How a bill is made DAvid and Andrew

The process behind the scenes of congress (passing a bill)

The law begins

A bill starts as a idea and then the bill is written. Anyone, a person or a representative, but only a member of the General Assembly may introduce a bill for consideration by the General Assembly.

The bill is proposed

Then the bill needs a sponsor. A member of the General Assembly becomes the bill's sponsor. The Attorney General or the Legislative Services Commission's Bill Drafting Division office may help in the drafting the bill.

The bill is introduced

A bill is introduced when it is placed on a hopper, a special box on the clerks desk.
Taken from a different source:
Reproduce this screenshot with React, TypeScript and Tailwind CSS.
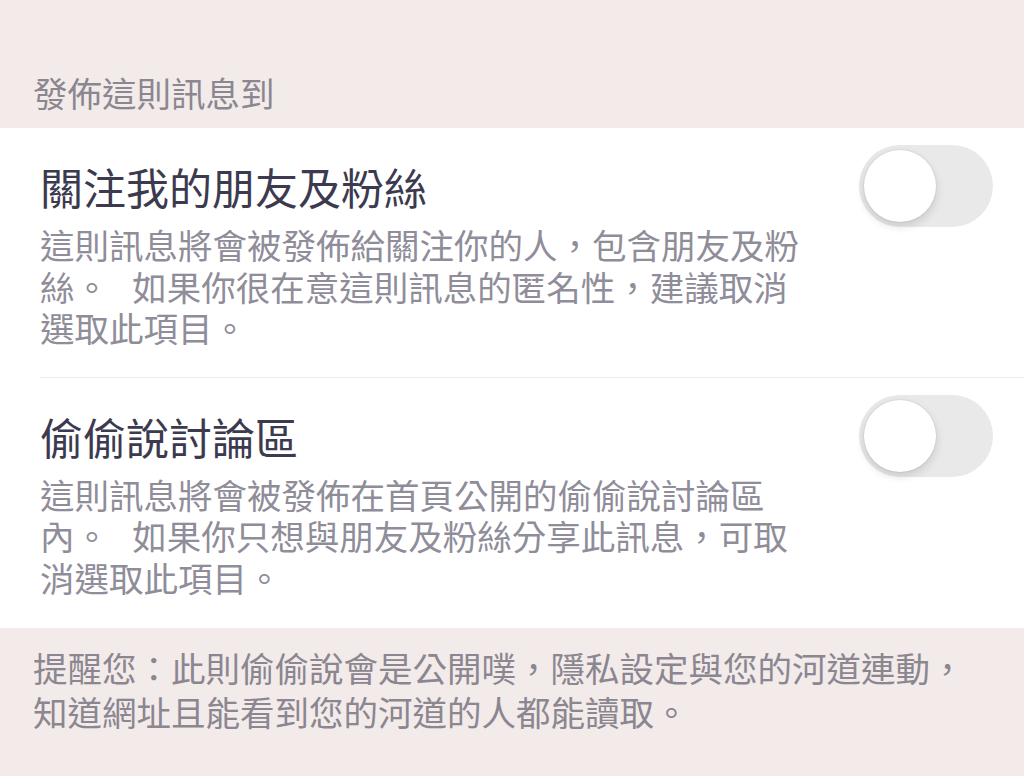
const font = { fontFamily: '"Noto Sans CJK TC", "Noto Sans CJK SC", sans-serif' };

function Toggle() {
  return (
    <div className="relative h-[82px] w-[134px] shrink-0 rounded-full bg-[#e9e9ea]">
      <div className="absolute left-[5px] top-[5px] h-[72px] w-[72px] rounded-full bg-white shadow-[0_4px_10px_rgba(0,0,0,0.14),0_0_0_1px_rgba(0,0,0,0.04)]" />
    </div>
  );
}

function OptionRow({ title, desc, divider }: { title: string; desc: string; divider?: boolean }) {
  return (
    <div className={"flex items-start justify-between pl-[40px] pr-[31px] pt-[17px] " + (divider ? "pb-[28px]" : "pb-[30px]")}>
      <div className="mt-[15px] flex flex-col">
        <div className="text-[43px] leading-[52px] text-[#3c3a4e]">{title}</div>
        <div className="mt-[12px] w-[770px] whitespace-pre-wrap text-[34.5px] leading-[41.5px] text-[#8f8d99]">{desc}</div>
      </div>
      <Toggle />
    </div>
  );
}

export default function App() {
  return (
    <div className="h-[776px] w-[1024px] overflow-hidden bg-[#f2ebea]" style={font}>
      <div className="h-[128px] pl-[33px] pt-[72px] text-[34.5px] leading-[41px] text-[#8b8690]">
        發佈這則訊息到
      </div>
      <div className="bg-white">
        <OptionRow
          title="關注我的朋友及粉絲"
          desc="這則訊息將會被發佈給關注你的人，包含朋友及粉絲。   如果你很在意這則訊息的匿名性，建議取消選取此項目。"
          divider
        />
        <div className="ml-[40px] h-px bg-[#efe9e8]" />
        <OptionRow
          title="偷偷說討論區"
          desc="這則訊息將會被發佈在首頁公開的偷偷說討論區內。   如果你只想與朋友及粉絲分享此訊息，可取消選取此項目。"
        />
      </div>
      <div className="pl-[33px] pr-[33px] pt-[17px] text-[34.5px] leading-[44px] text-[#8b8690]">
        提醒您：此則偷偷說會是公開噗，隱私設定與您的河道連動，知道網址且能看到您的河道的人都能讀取。
      </div>
    </div>
  );
}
A member of the House or Senate introduces the bill. The intrfoduction is known as it's first reading

Bill goes to the committee

When the bill reaches the committee they review and research it to make sure it is worthy enough. Then the vote on whether or not it should go to the house floor.If the committee members would like more information before deciding if the bill should be sent to the House floor, the bill is sent to a subcommittee While in subcommittee, the bill is closely examined and expert opinions are gathered before it is sent back to the committee for approval. They can kill the bill, public hearing, and change the bill.

The bill is voted on by the House of Representatives.

This is to decide whether or not the bill will go to the senate the the President of the United States. Some of the congressmen do the filly-buster when the person just gets up and talks and talks about random things until eventually the bill dies.

Conference commitee

When a bill reaches the U.S. Senate, it goes through many of the same steps it went through in the U.S. House of Representatives. The bill is discussed in a Senate committee and then reported to the Senate floor to be voted on.

Senators vote by voice. Those who support the bill say “yea,” and those who oppose it say “nay.” If a majority of the Senators say “yea,” the bill passes in the U.S. Senate and is ready to go to the President.

The bill is then sent to the President of the United States

When a bill reaches the President, he has three choices. He can:

  1. Sign and pass the bill then the bill becomes a law.
  2. Refuse to sign, or veto, the bill then the bill is sent back to the House of Representatives, along with the President’s reasons for the veto. If the U.S. House of Representatives and the U.S. Senate still believe the bill should become a law, they can hold another vote on the bill. If two-thirds of the Representatives and Senators support the bill, the President’s veto is overridden and the bill becomes a law.
  3. Do nothing if Congress is in session, the bill automatically becomes law after 10 days. If Congress is not in session, the bill does not become a law.